[Task to complete]
Report each line of the data that has "React" somewhere in it.
++++ Data ++++
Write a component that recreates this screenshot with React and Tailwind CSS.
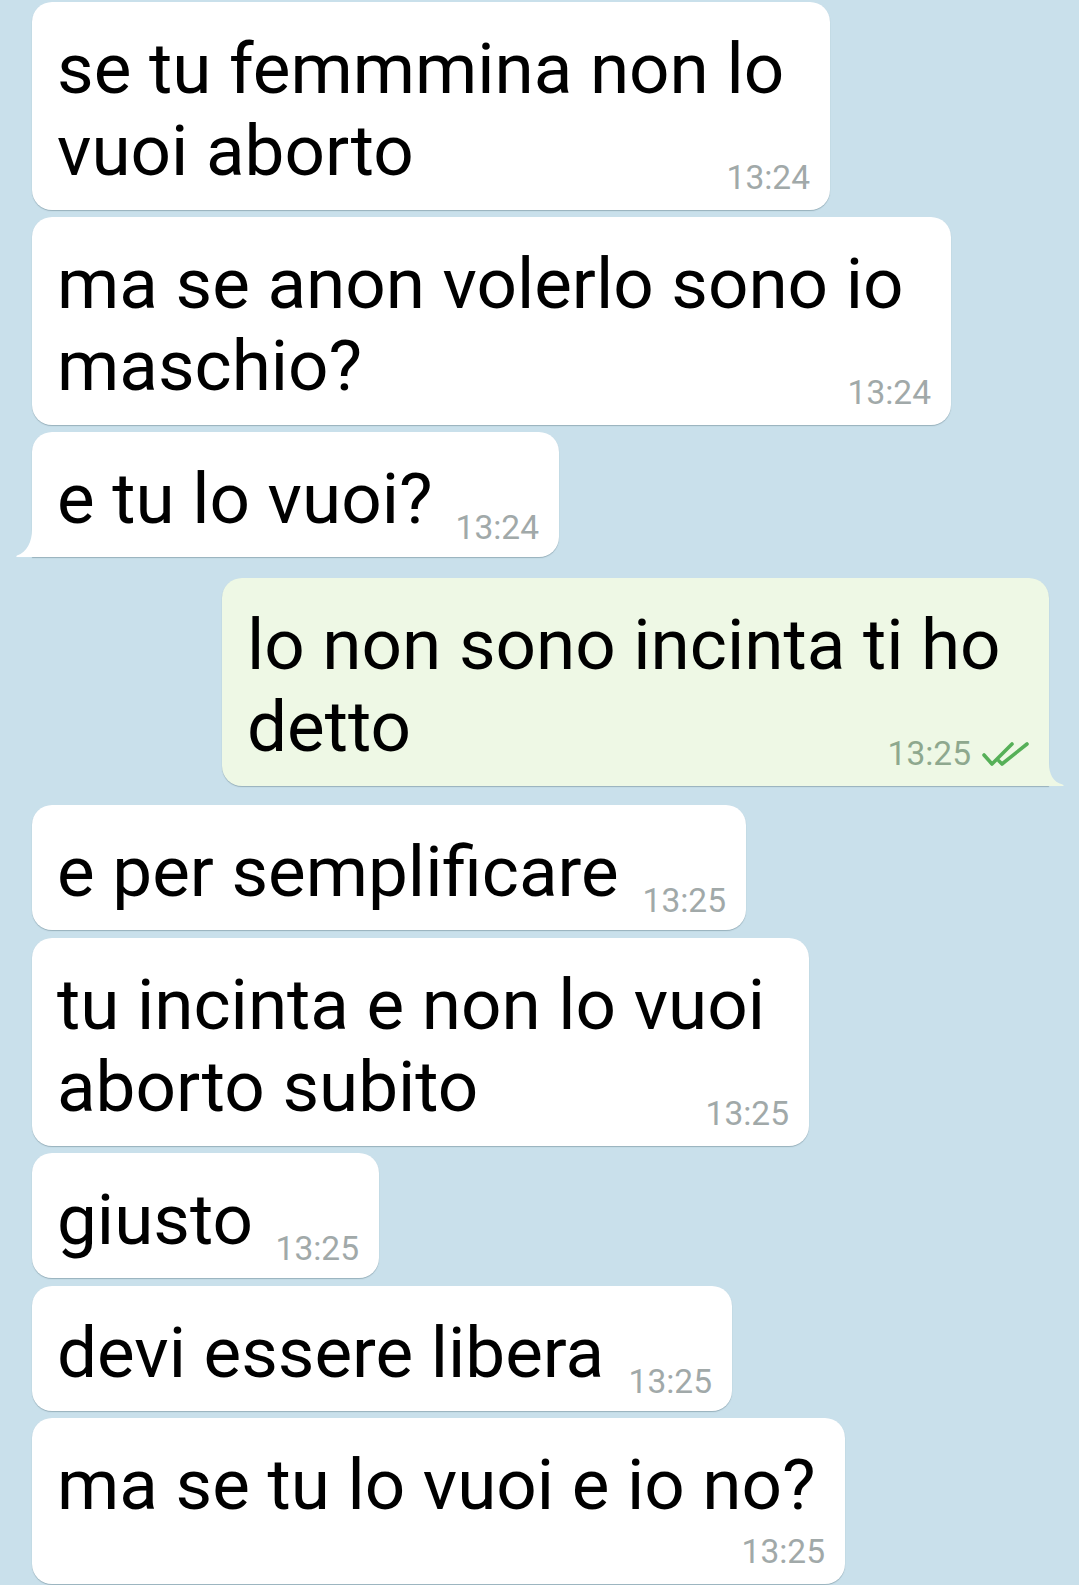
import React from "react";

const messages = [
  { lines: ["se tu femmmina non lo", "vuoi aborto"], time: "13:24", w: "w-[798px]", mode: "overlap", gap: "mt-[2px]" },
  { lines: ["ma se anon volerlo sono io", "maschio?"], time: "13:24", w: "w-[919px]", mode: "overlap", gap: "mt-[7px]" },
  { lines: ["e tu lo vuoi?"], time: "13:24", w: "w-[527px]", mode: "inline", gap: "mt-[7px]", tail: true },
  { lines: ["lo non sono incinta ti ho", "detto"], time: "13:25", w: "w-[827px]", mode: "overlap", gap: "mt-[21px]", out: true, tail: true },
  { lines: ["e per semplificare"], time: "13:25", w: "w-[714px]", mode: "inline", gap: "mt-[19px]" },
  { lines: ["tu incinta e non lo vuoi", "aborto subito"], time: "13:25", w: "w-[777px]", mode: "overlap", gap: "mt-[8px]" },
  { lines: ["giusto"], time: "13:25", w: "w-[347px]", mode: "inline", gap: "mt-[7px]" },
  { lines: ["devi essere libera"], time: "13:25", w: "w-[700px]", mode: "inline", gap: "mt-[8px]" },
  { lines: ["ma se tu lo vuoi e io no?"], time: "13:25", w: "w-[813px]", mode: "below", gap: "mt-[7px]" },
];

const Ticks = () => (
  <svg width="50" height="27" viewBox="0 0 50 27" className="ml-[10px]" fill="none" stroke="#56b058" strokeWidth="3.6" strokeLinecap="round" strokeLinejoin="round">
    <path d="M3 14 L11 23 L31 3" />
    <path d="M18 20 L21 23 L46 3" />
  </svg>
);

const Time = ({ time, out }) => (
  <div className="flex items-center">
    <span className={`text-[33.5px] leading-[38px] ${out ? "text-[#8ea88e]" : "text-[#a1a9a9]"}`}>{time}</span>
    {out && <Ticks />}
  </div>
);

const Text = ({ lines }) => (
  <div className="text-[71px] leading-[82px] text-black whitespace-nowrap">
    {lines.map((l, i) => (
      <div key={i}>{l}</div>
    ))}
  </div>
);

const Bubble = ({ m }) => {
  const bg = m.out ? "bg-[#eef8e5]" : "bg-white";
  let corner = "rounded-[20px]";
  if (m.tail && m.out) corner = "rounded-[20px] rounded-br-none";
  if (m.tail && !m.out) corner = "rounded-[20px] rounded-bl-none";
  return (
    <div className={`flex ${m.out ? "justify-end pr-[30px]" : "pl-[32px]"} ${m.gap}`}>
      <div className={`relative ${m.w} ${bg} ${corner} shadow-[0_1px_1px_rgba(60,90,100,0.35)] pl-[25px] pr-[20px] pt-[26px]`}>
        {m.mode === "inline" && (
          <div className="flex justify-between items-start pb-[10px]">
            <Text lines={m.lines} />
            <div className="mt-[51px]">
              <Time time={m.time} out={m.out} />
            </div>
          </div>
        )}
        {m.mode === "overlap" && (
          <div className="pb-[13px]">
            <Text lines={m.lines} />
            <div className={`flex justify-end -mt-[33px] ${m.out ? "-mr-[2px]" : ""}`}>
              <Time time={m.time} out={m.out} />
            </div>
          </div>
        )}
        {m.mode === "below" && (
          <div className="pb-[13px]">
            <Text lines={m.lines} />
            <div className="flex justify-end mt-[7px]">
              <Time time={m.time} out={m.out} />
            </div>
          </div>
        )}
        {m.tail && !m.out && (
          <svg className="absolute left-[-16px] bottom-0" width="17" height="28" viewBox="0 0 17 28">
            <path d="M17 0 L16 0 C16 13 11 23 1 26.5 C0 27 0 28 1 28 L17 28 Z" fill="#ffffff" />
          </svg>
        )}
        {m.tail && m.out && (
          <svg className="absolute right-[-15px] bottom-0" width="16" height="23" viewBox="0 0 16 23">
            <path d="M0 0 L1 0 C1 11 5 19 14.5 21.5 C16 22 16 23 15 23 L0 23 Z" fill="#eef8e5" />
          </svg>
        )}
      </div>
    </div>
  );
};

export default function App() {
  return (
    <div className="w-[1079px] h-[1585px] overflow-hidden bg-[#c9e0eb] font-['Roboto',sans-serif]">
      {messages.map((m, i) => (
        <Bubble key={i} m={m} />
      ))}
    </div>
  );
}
++++
[The result]
Write a component that recreates this screenshot with React and Tailwind CSS.
import React from "react";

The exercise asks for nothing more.